Qualche perplessità suscitano, invece, gli art. 23 e soprattutto 26 finalizzati a disciplinare il concorso e le modalità di rapporto con le assicurazioni private. Anche questo è sicuramente un aspetto da trattare, ma esso s’inserisce in un contesto in cui sta diventando sempre più evidente la volontà politica di delegare la soluzione delle ricostruzioni post calamità al rapporto privatistico tra il cittadino e i soggetti assicurativi privati. L’obbligo deciso dal Governo per 4 milioni di imprese di dover procedere alla stipula di assicurazioni contro il rischio di calamità rappresenta il primo organico passo verso la mutualizzazione privatistica del danno.

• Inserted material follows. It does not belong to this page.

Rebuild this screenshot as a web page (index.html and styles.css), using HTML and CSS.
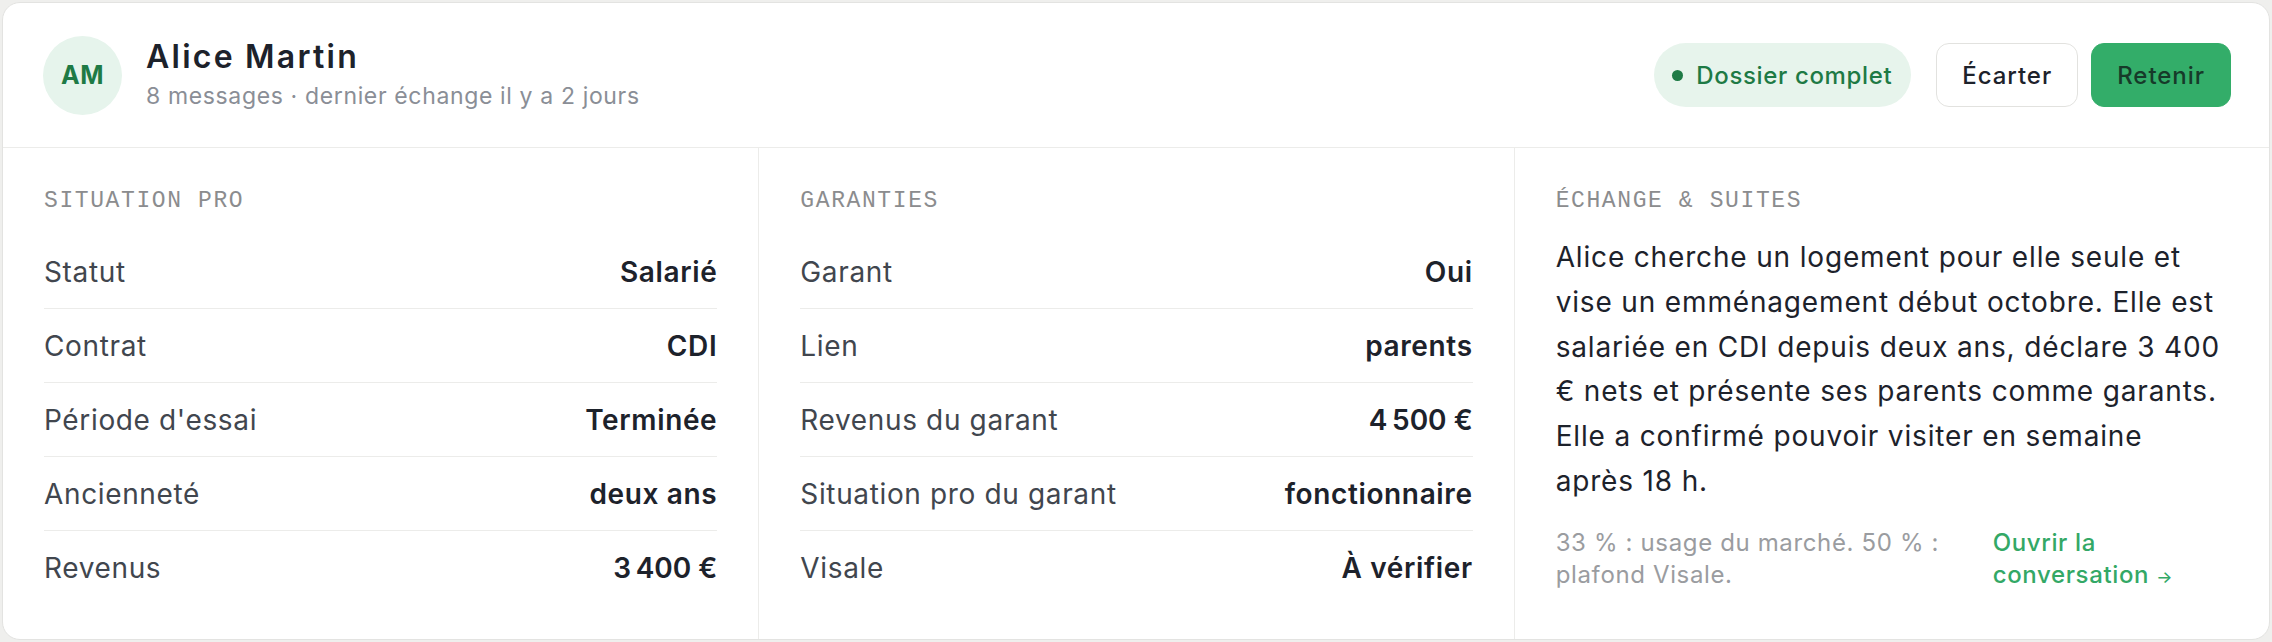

Si dice che le ricostruzioni costano troppo alle finanze pubbliche e si dispone che chi riceve contributi pubblici deve impegnarsi ad assicurare il bene oggetto del finanziamento, ma è evidente che consegnare al privato la presunta risposta alle calamità naturali non farà che penalizzare le aree del Paese più fragili, le uniche dove l’obbligo in parte è già esecutivo anche sugli immobili privati e dove i costi delle assicurazioni saranno inevitabilmente più alti, diventando così un ulteriore incentivo allo spopolamento e alle disuguaglianze territoriali. Siamo sicuri di volere questo?